Exercise
Write out the opening lines of the data word for word, up to and including the line with "border-radius: 0 0 30px 30px;", and leave every picture and every later line out.

— START OF Collected data —

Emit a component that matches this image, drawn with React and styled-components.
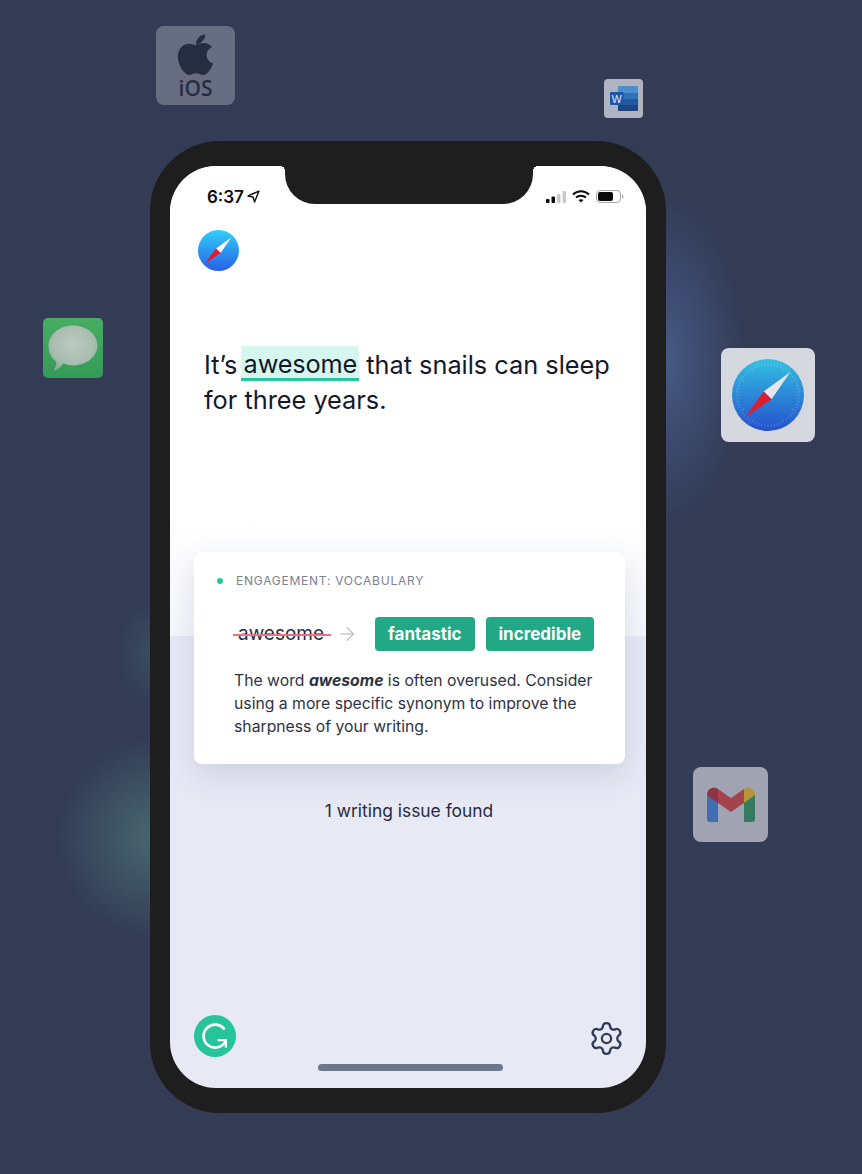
import React from 'react'
import styled, { createGlobalStyle } from 'styled-components'
import { Settings, ArrowRight } from 'lucide-react'

const GlobalStyle = createGlobalStyle`
  html, body {
    margin: 0;
    padding: 0;
    background: #333b55;
  }
  * {
    box-sizing: border-box;
  }
`

const Page = styled.div`
  position: relative;
  width: 862px;
  height: 1174px;
  padding: 141px 0 0 150px;
  overflow: hidden;
  background: #333b55;
  font-family: Inter, "Liberation Sans", sans-serif;
`

// soft colour patches behind the phone
const Glow = styled.div`
  position: absolute;
  left: ${p => p.$x}px;
  top: ${p => p.$y}px;
  width: ${p => p.$w}px;
  height: ${p => p.$h}px;
  background: radial-gradient(closest-side, ${p => p.$color}, ${p => p.$color}00);
`

const FloatTile = styled.div`
  position: absolute;
  left: ${p => p.$x}px;
  top: ${p => p.$y}px;
  width: ${p => p.$size}px;
  height: ${p => p.$size}px;
  border-radius: ${p => p.$radius}px;
  background: ${p => p.$bg};
  display: flex;
  flex-direction: column;
  align-items: center;
  justify-content: center;
`

const IosLabel = styled.span`
  font-family: "Open Sans", sans-serif;
  font-size: 21px;
  font-weight: 600;
  line-height: 20px;
  color: #262d42;
  margin-top: 3px;
`

const Phone = styled.div`
  position: relative;
  width: 516px;
  height: 972px;
  padding: 25px 20px;
  border-radius: 70px;
  background: #1e1e1e;
`

const Screen = styled.div`
  position: relative;
  width: 476px;
  height: 922px;
  border-radius: 46px;
  overflow: hidden;
  display: flex;
  flex-direction: column;
  background: #e7e9f5;
`

const Notch = styled.div`
  position: absolute;
  top: 0;
  left: 115px;
  width: 248px;
  height: 38px;
  background: #1e1e1e;
  border-radius: 0 0 30px 30px;

  &::before,
  &::after {
    content: '';
    position: absolute;
    top: 0;
    width: 5px;
    height: 5px;
  }
  &::before {
    left: -5px;
    background: radial-gradient(circle at 0 100%, transparent 5px, #1e1e1e 5px);
  }
  &::after {
    right: -5px;
    background: radial-gradient(circle at 100% 100%, transparent 5px, #1e1e1e 5px);
  }
`

const UpperArea = styled.div`
  height: 470px;
  padding: 0 28px;
  background: linear-gradient(#fff 0, #fff 355px, #f5f6fb 470px);
`

const StatusBar = styled.div`
  height: 64px;
  margin: 0 -6px 0 9px;
  padding-bottom: 3px;
  display: flex;
  align-items: center;
  justify-content: space-between;
`

const Time = styled.div`
  display: flex;
  align-items: center;
  gap: 3px;
  font-size: 17px;
  font-weight: 600;
  color: #0b0b0b;
`

const StatusIcons = styled.div`
  display: flex;
  align-items: center;
  gap: 6px;
`

const Sentence = styled.p`
  margin: 72px 0 0 6px;
  width: 420px;
  font-size: 25.3px;
  line-height: 35px;
  color: #14182a;
`

const Highlight = styled.span`
  display: inline-block;
  height: 35px;
  margin: -1px 0 0 -4px;
  padding: 0 2px 0 3px;
  line-height: 35px;
  letter-spacing: -0.15px;
  vertical-align: top;
  background: #d5f7ef;
  border-bottom: 3px solid #26c79c;
`

const LowerArea = styled.div`
  flex: 1;
  display: flex;
  flex-direction: column;
  align-items: center;
  justify-content: space-between;
  padding: 164px 24px 19px;
`

const IssueCount = styled.div`
  margin-left: 2px;
  font-size: 17.4px;
  line-height: 22px;
  color: #272c42;
`

const Footer = styled.div`
  width: 100%;
  display: flex;
  align-items: center;
  justify-content: space-between;
  margin-bottom: 12px;
`

const GearWrap = styled.div`
  display: flex;
  margin: 5px -3px 0 0;
  color: #333b55;
`

const HomeBar = styled.div`
  position: absolute;
  left: 148px;
  bottom: 17px;
  width: 185px;
  height: 7px;
  border-radius: 4px;
  background: #6e768d;
`

const Card = styled.div`
  position: absolute;
  left: 24px;
  top: 386px;
  width: 431px;
  height: 212px;
  padding: 21px 20px 0 23px;
  border-radius: 8px;
  background: #fff;
  box-shadow: 0 12px 30px rgba(80, 88, 130, 0.16);
`

const CardLabel = styled.div`
  display: flex;
  align-items: center;
  gap: 13px;
  font-size: 12px;
  line-height: 16px;
  letter-spacing: 0.75px;
  color: #7a8096;
`

const Dot = styled.span`
  width: 6px;
  height: 6px;
  border-radius: 50%;
  background: #26c79c;
`

const SuggestionRow = styled.div`
  display: flex;
  align-items: center;
  margin: 28px 0 0 16px;
`

const Struck = styled.span`
  position: relative;
  font-size: 19px;
  line-height: 34px;
  color: #272c42;
  padding: 0 7px 0 5px;

  &::after {
    content: '';
    position: absolute;
    left: 0;
    right: 0;
    top: 17px;
    height: 2px;
    background: #ec6f85;
  }
`

const ArrowWrap = styled.span`
  display: flex;
  margin-left: 5px;
  margin-right: 17px;
  color: #a9add0;
`

const Chip = styled.span`
  height: 34px;
  padding: 0 ${p => p.$pad}px;
  margin-right: 11px;
  border-radius: 4px;
  background: #22a884;
  color: #fff;
  font-size: 17px;
  font-weight: 700;
  line-height: 34px;
`

const Explain = styled.p`
  margin: 18px 0 0 17px;
  font-size: 15.75px;
  line-height: 23px;
  color: #2e3246;
`

const AppleIcon = () => (
  <svg width="40" height="42" viewBox="0 0 22 25" preserveAspectRatio="none" fill="#262d42">
    <path d="M11.200 7.300c-1.300 0-2.600-.9-4-.9C4.300 6.400 1 8.900 1 14c0 5 3.500 11 6.200 11 1.400 0 2.400-1 3.900-1 1.600 0 2.400 1 3.900 1 2.200 0 4.400-3.600 5.400-6.800-2.400-1-3.600-3-3.600-5.200 0-2.100 1.200-3.700 3-4.700-1.300-1.700-3-2.400-4.900-2.400-1.500 0-2.500.9-3.700.4z" />
    <path d="M11 6.500c0-3 2.200-5.400 5-5.800.2 3.100-2.200 5.700-5 5.800z" />
  </svg>
)

const WordIcon = () => (
  <svg width="28" height="25" viewBox="0 0 28 25">
    <path d="M8 1a1 1 0 0 1 1-1h18a1 1 0 0 1 1 1v6H8z" fill="#4a8ecb" />
    <rect x="8" y="7" width="20" height="6" fill="#2f72b8" />
    <rect x="8" y="13" width="20" height="6" fill="#23599f" />
    <path d="M8 19h20v5a1 1 0 0 1-1 1H9a1 1 0 0 1-1-1z" fill="#1c4585" />
    <rect x="0" y="6" width="13.500" height="13" rx="1" fill="#2056a6" />
    <text x="6.750" y="16.500" textAnchor="middle" fontFamily="Liberation Sans, sans-serif" fontSize="10.500" fill="#e8eef8">W</text>
  </svg>
)

const Compass = ({ size, ticks }) => {
  const marks = []
  if (ticks) {
    for (let i = 0; i < 60; i++) {
      marks.push(
        <line
          key={i}
          x1="50"
          y1="5"
          x2="50"
          y2={i % 5 === 0 ? 12 : 9}
          stroke="#fff"
          strokeOpacity="0.35"
          strokeWidth="0.7"
          transform={`rotate(${i * 6} 50 50)`}
        />
      )
    }
  }
  const id = ticks ? 'safariBig' : 'safariSmall'
  return (
    <svg width={size} height={size} viewBox="0 0 100 100">
      <defs>
        <linearGradient id={id} x1="0" y1="0" x2="0" y2="1">
          <stop offset="0" stopColor={ticks ? '#33c0e2' : '#2fd0fa'} />
          <stop offset="1" stopColor={ticks ? '#2450cc' : '#2a5fe8'} />
        </linearGradient>
      </defs>
      <circle cx="50" cy="50" r="50" fill={`url(#${id})`} />
      {marks}
      <polygon points="81,18 44,45 55,56" fill={ticks ? '#e4e6ec' : '#fff'} />
      <polygon points="18,81 44,45 55,56" fill={ticks ? '#dc1f30' : '#f5141f'} />
    </svg>
  )
}

const MessageIcon = () => (
  <svg width="50" height="46" viewBox="0 0 50 46">
    <defs>
      <radialGradient id="bubble" cx="0.5" cy="0.42" r="0.6">
        <stop offset="0" stopColor="#bccac1" />
        <stop offset="0.7" stopColor="#aabdb1" />
        <stop offset="1" stopColor="#8cae9a" />
      </radialGradient>
    </defs>
    <path d="M15 38.500c-2.500 4-5.500 6.500-10 7 2-1.800 3.200-4.500 3.400-8.500C3.500 33.500.5 27.500.5 20.500.5 9.500 11.500.5 25 .5s24.500 9 24.500 20S38.500 40.500 25 40.500c-3.500 0-7-.700-10-2z" fill="url(#bubble)" />
  </svg>
)

const GmailIcon = () => (
  <svg width="48" height="35" viewBox="0 0 48 35">
    <path d="M0 8v24a3 3 0 0 0 3 3h8V13z" fill="#416eb0" />
    <path d="M48 8v24a3 3 0 0 1-3 3h-8V13z" fill="#357b60" />
    <path d="M11 2L24 11 37 2V16L24 25 11 16z" fill="#a3434d" />
    <path d="M0 8C0 1 7-1 11 2V16L0 8z" fill="#8f3241" />
    <path d="M48 8C48 1 41-1 37 2V16L48 8z" fill="#b8923c" />
  </svg>
)

const GrammarlyLogo = () => (
  <svg width="42" height="42" viewBox="0 0 42 42">
    <circle cx="21" cy="21" r="21" fill="#26c49a" />
    <path
      d="M30.500 14.500A11.500 11.500 0 1 0 31.500 26"
      fill="none"
      stroke="#fff"
      strokeWidth="2.600"
    />
    <path d="M23.500 24H33V32.500H30.700V26.300H23.500z" fill="#fff" />
  </svg>
)

const Signal = () => (
  <svg width="20" height="12" viewBox="0 0 20 12">
    <rect x="0" y="8" width="3.500" height="4" rx="1" fill="#0b0b0b" />
    <rect x="5.500" y="5.500" width="3.500" height="6.500" rx="1" fill="#0b0b0b" />
    <rect x="11" y="3" width="3.500" height="9" rx="1" fill="#c9c9c9" />
    <rect x="16.500" y="0" width="3.500" height="12" rx="1" fill="#c9c9c9" />
  </svg>
)

const Wifi = () => (
  <svg width="18" height="13" viewBox="0 0 18 13" fill="none" stroke="#0b0b0b" strokeWidth="2">
    <path d="M1 4.500C5.500 0 12.500 0 17 4.500" />
    <path d="M4 7.500C6.800 5 11.200 5 14 7.500" />
    <path d="M9 12.500L6.500 10c1.500-1 3.500-1 5 0z" fill="#0b0b0b" stroke="none" />
  </svg>
)

const Battery = () => (
  <svg width="28" height="13" viewBox="0 0 28 13">
    <rect x="0.500" y="0.500" width="24" height="12" rx="3.500" fill="none" stroke="#a9a9a9" />
    <rect x="2" y="2" width="15" height="9" rx="2" fill="#0b0b0b" />
    <path d="M26 4.500c1 .3 1.500 1 1.500 2s-.5 1.700-1.500 2z" fill="#a9a9a9" />
  </svg>
)

const LocationArrow = () => (
  <svg width="13" height="13" viewBox="0 0 12 12" fill="none" stroke="#0b0b0b" strokeWidth="1.300" strokeLinejoin="round">
    <path d="M11 1L1 5.500l4.500 1L7 11z" />
  </svg>
)

export default function App() {
  return (
    <Page>
      <GlobalStyle />
      <Glow $x={585} $y={195} $w={160} $h={330} $color="#475985" />
      <Glow $x={55} $y={735} $w={210} $h={205} $color="#48696f" />
      <Glow $x={115} $y={600} $w={80} $h={105} $color="#3a4f60" />

      <FloatTile $x={156} $y={26} $size={79} $radius={8} $bg="#686e82">
        <AppleIcon />
        <IosLabel>iOS</IosLabel>
      </FloatTile>
      <FloatTile $x={604} $y={79} $size={39} $radius={4} $bg="#b0b3c0">
        <WordIcon />
      </FloatTile>
      <FloatTile $x={43} $y={318} $size={60} $radius={5} $bg="linear-gradient(#48ad63, #349b56)">
        <MessageIcon />
      </FloatTile>
      <FloatTile $x={721} $y={348} $size={94} $radius={8} $bg="#d6d8e0">
        <Compass size={72} ticks />
      </FloatTile>
      <FloatTile $x={693} $y={767} $size={75} $radius={8} $bg="#a0a3b1">
        <GmailIcon />
      </FloatTile>

      <Phone>
        <Screen>
          <Notch />
          <UpperArea>
            <StatusBar>
              <Time>
                6:37
                <LocationArrow />
              </Time>
              <StatusIcons>
                <Signal />
                <Wifi />
                <Battery />
              </StatusIcons>
            </StatusBar>
            <Compass size={41} />
            <Sentence>
              It’s <Highlight>awesome</Highlight> that snails can sleep for three years.
            </Sentence>
          </UpperArea>
          <LowerArea>
            <IssueCount>1 writing issue found</IssueCount>
            <Footer>
              <GrammarlyLogo />
              <GearWrap>
                <Settings size={37} strokeWidth={1.5} />
              </GearWrap>
            </Footer>
          </LowerArea>
          <HomeBar />
          <Card>
            <CardLabel>
              <Dot />
              ENGAGEMENT: VOCABULARY
            </CardLabel>
            <SuggestionRow>
              <Struck>awesome</Struck>
              <ArrowWrap>
                <ArrowRight size={22} strokeWidth={1.1} />
              </ArrowWrap>
              <Chip $pad={13}>fantastic</Chip>
              <Chip $pad={13}>incredible</Chip>
            </SuggestionRow>
            <Explain>
              The word <b><i>awesome</i></b> is often overused. Consider using a more specific synonym to improve the sharpness of your writing.
            </Explain>
          </Card>
        </Screen>
      </Phone>
    </Page>
  )
}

— END OF Collected data —

Worked solution
Emit a component that matches this image, drawn with React and styled-components.
import React from 'react'
import styled, { createGlobalStyle } from 'styled-components'
import { Settings, ArrowRight } from 'lucide-react'

const GlobalStyle = createGlobalStyle`
  html, body {
    margin: 0;
    padding: 0;
    background: #333b55;
  }
  * {
    box-sizing: border-box;
  }
`

const Page = styled.div`
  position: relative;
  width: 862px;
  height: 1174px;
  padding: 141px 0 0 150px;
  overflow: hidden;
  background: #333b55;
  font-family: Inter, "Liberation Sans", sans-serif;
`

// soft colour patches behind the phone
const Glow = styled.div`
  position: absolute;
  left: ${p => p.$x}px;
  top: ${p => p.$y}px;
  width: ${p => p.$w}px;
  height: ${p => p.$h}px;
  background: radial-gradient(closest-side, ${p => p.$color}, ${p => p.$color}00);
`

const FloatTile = styled.div`
  position: absolute;
  left: ${p => p.$x}px;
  top: ${p => p.$y}px;
  width: ${p => p.$size}px;
  height: ${p => p.$size}px;
  border-radius: ${p => p.$radius}px;
  background: ${p => p.$bg};
  display: flex;
  flex-direction: column;
  align-items: center;
  justify-content: center;
`

const IosLabel = styled.span`
  font-family: "Open Sans", sans-serif;
  font-size: 21px;
  font-weight: 600;
  line-height: 20px;
  color: #262d42;
  margin-top: 3px;
`

const Phone = styled.div`
  position: relative;
  width: 516px;
  height: 972px;
  padding: 25px 20px;
  border-radius: 70px;
  background: #1e1e1e;
`

const Screen = styled.div`
  position: relative;
  width: 476px;
  height: 922px;
  border-radius: 46px;
  overflow: hidden;
  display: flex;
  flex-direction: column;
  background: #e7e9f5;
`

const Notch = styled.div`
  position: absolute;
  top: 0;
  left: 115px;
  width: 248px;
  height: 38px;
  background: #1e1e1e;
  border-radius: 0 0 30px 30px;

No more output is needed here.